Barilla’s blue-and-red boxes are ubiquitous in US grocery stores, where it has a 34% market share. That’s an Italian company with production factories in the US as well as Italy, so experts predict families will still be able to buy a $2 box of Barilla spaghetti come January. A representative for the company declined to comment to the Guardian, “since the matter is still under evaluation by the DoC”.
Those most likely to experience sticker shock are celiacs like Kelly, or pasta snobs who only buy premium imported items. “Maybe a $5.99 box of gluten-free pasta is going to become $11 or $12,” Laing said. “I don’t think most consumers are going to notice it.”
That is, as long as US producers do not use the tariffs as an excuse to raise their prices, too. “News stories are going around about the tariffs that are already starting to train consumers to think, ‘oh, pasta prices are going up,’ without realizing that the majority of their pasta isn’t actually an Italian import,” Laing said. “So the stores can raise their prices just a little bit, making this off-brand pasta box $1 more, even though there is no tariff on it.”
Scott Ketchum, who founded the US-produced, artisanal pasta brand Sfoglini, agreed that US manufacturers will “take advantage” of the news and slightly raise their prices. “That’s just business,” he said.
Sfoglini pasta prices are higher than most grocery store brands – a 12-ounce box goes for about $6 – due to its use of organic wheat pasta that’s imported from Italy. Ketchum says he’s already paying tariffs on that ingredient. “You never really know what Trump’s going to do until it’s done,” Ketchum said. “The tariffs on wheat were 10%, but then after negotiating, he actually increased them another 5%.”

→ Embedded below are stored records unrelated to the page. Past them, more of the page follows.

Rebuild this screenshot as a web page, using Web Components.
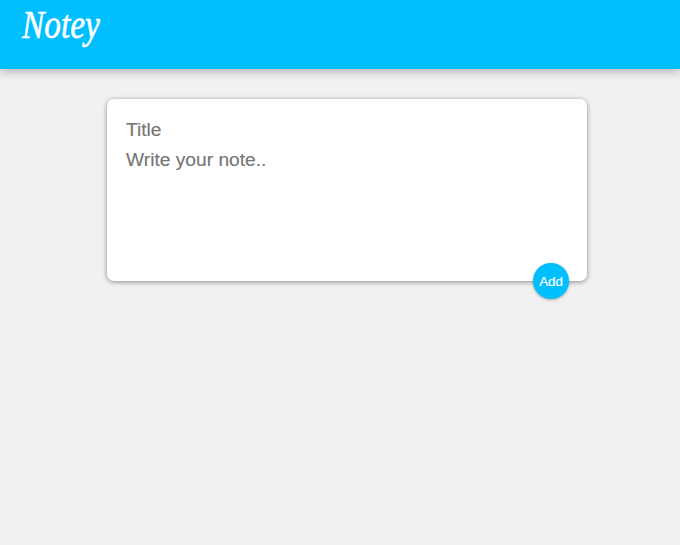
<!DOCTYPE html>
<html lang="en">
<head>
<meta charset="utf-8">
<title>Notey</title>
<style>
html { background: #f1f1f1; }
body { margin: 0; font-family: "Liberation Sans", Arial, sans-serif; }
</style>
</head>
<body>
<notey-app></notey-app>
<script>
class NoteyElement extends HTMLElement {
  constructor() {
    super();
    this.attachShadow({ mode: "open" }).innerHTML = this.constructor.markup;
  }
}
class NoteyHeader extends NoteyElement {
  static markup = `<style>
    :host { display: block; box-sizing: border-box; height: 69px; padding: 8px 22px; background: #00bfff; box-shadow: 0 2px 10px rgba(0,0,0,.3); }
    h1 { margin: 0; width: max-content; color: #fff; font: italic 400 34px/38px "Z003", "URW Chancery L", "Liberation Serif", serif; -webkit-text-stroke: .5px #fff; transform: scale(.98, 1.16); transform-origin: 0 30px; }
  </style><h1><slot></slot></h1>`;
}
class NoteyButton extends NoteyElement {
  static markup = `<style>
    :host { display: block; width: 36px; height: 36px; }
    button { display: grid; place-items: center; width: 100%; height: 100%; margin: 0; padding: 1px 0 0; border: 0; border-radius: 50%; background: #00bfff; color: #fff; font: 13.33px/15px "Liberation Sans", Arial, sans-serif; -webkit-text-stroke: .2px #fff; box-shadow: 0 1px 3px rgba(0,0,0,.3); }
  </style><button type="button"><span><slot></slot></span></button>`;
}
class NoteyEditor extends NoteyElement {
  static markup = `<style>
    :host { display: block; position: relative; box-sizing: border-box; width: 480px; height: 182px; margin: 30px 0 0 107px; padding: 20px 19px; border-radius: 7px; background: #fff; box-shadow: 0 1px 5px rgb(138,137,137); }
    p { margin: 0 0 8px; color: #757575; font-size: 19.2px; line-height: 22px; -webkit-text-stroke: .15px #757575; }
    notey-button { position: absolute; right: 18px; bottom: -18px; }
  </style><p>Title</p><p>Write your note..</p><notey-button>Add</notey-button>`;
}
class NoteyApp extends NoteyElement {
  static markup = `<style>:host { display: flex; flex-direction: column; min-height: 545px; background: #f1f1f1; }</style>
  <notey-header>Notey</notey-header><notey-editor></notey-editor>`;
}
customElements.define("notey-header", NoteyHeader);
customElements.define("notey-button", NoteyButton);
customElements.define("notey-editor", NoteyEditor);
customElements.define("notey-app", NoteyApp);
</script>
</body>
</html>
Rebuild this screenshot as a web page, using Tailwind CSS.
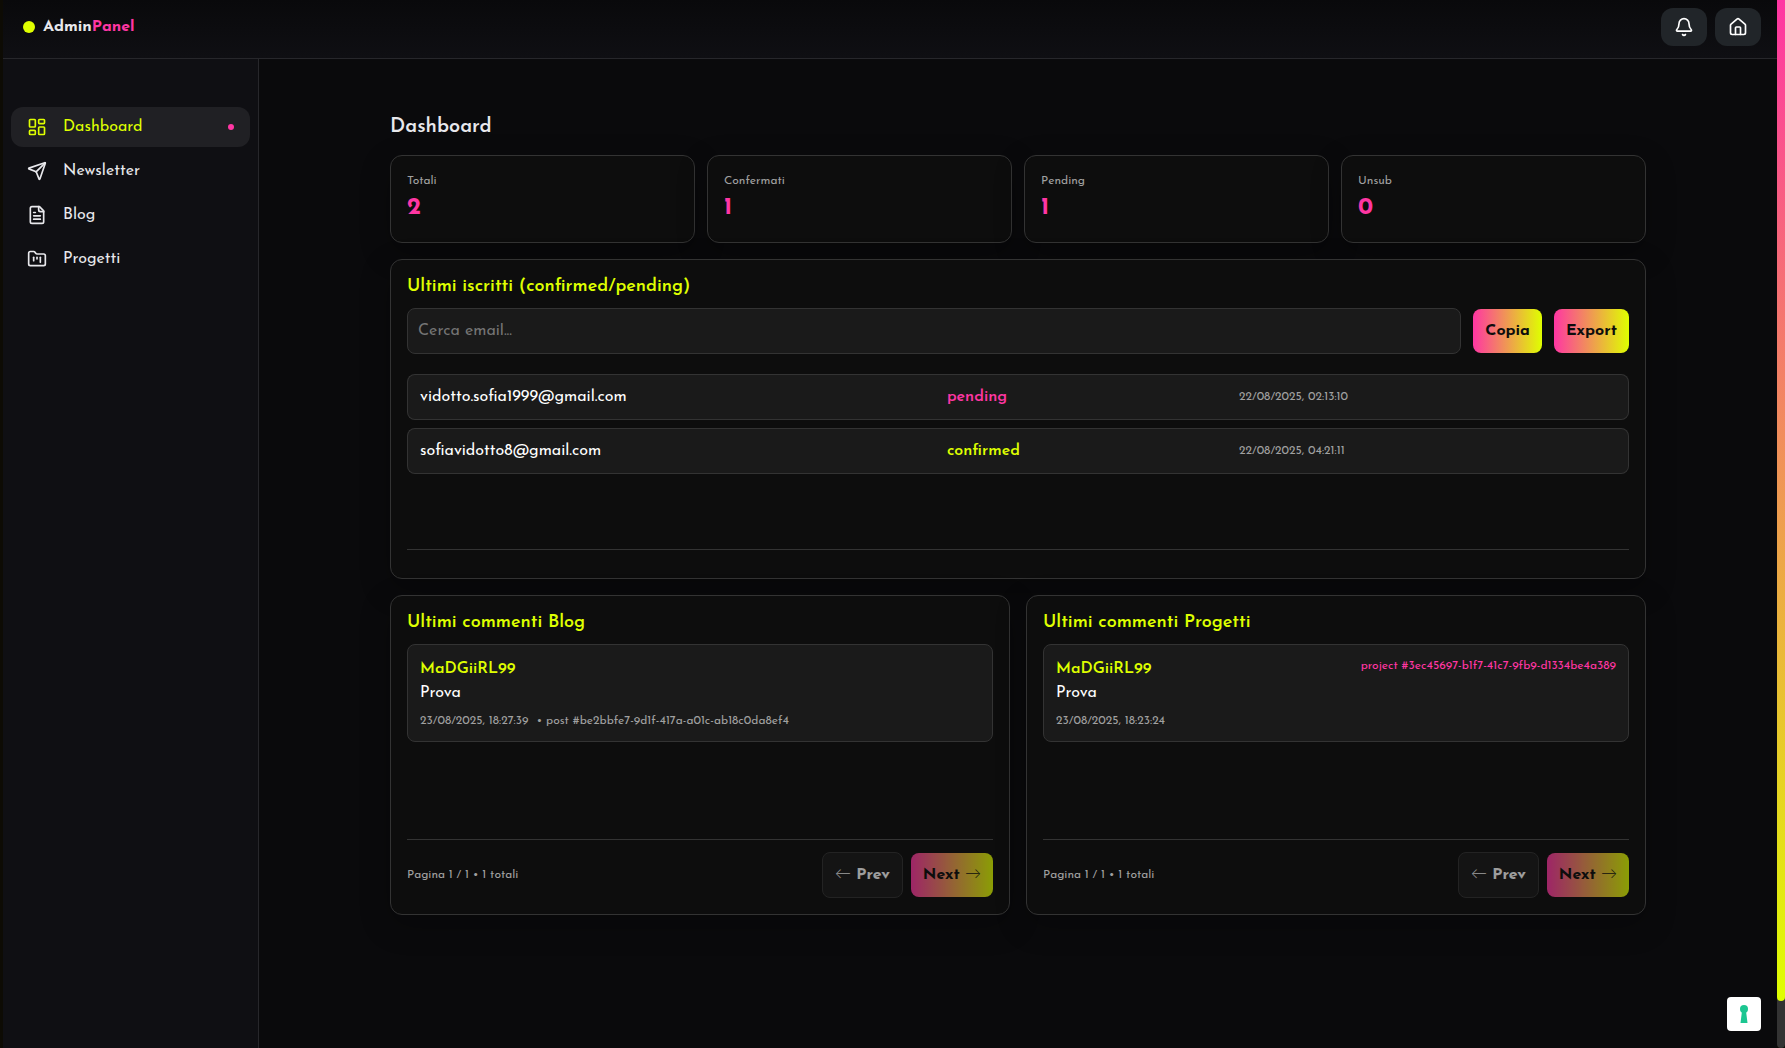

As an Italian-American, Katie Gia eats a lot of pasta. “It’s a quick thing where I can reheat it, and that’s convenient,” she said. Gia, who is 29 and lives in Florida, has a gluten allergy. But she cannot afford to stock up on pasta like Kelly did. “Gluten-free pasta generally is also limited stock,” Gia said. “I’ll buy a couple bags of the brands I like, but I also know there’s a lot of other people who are going to want to do the same thing.”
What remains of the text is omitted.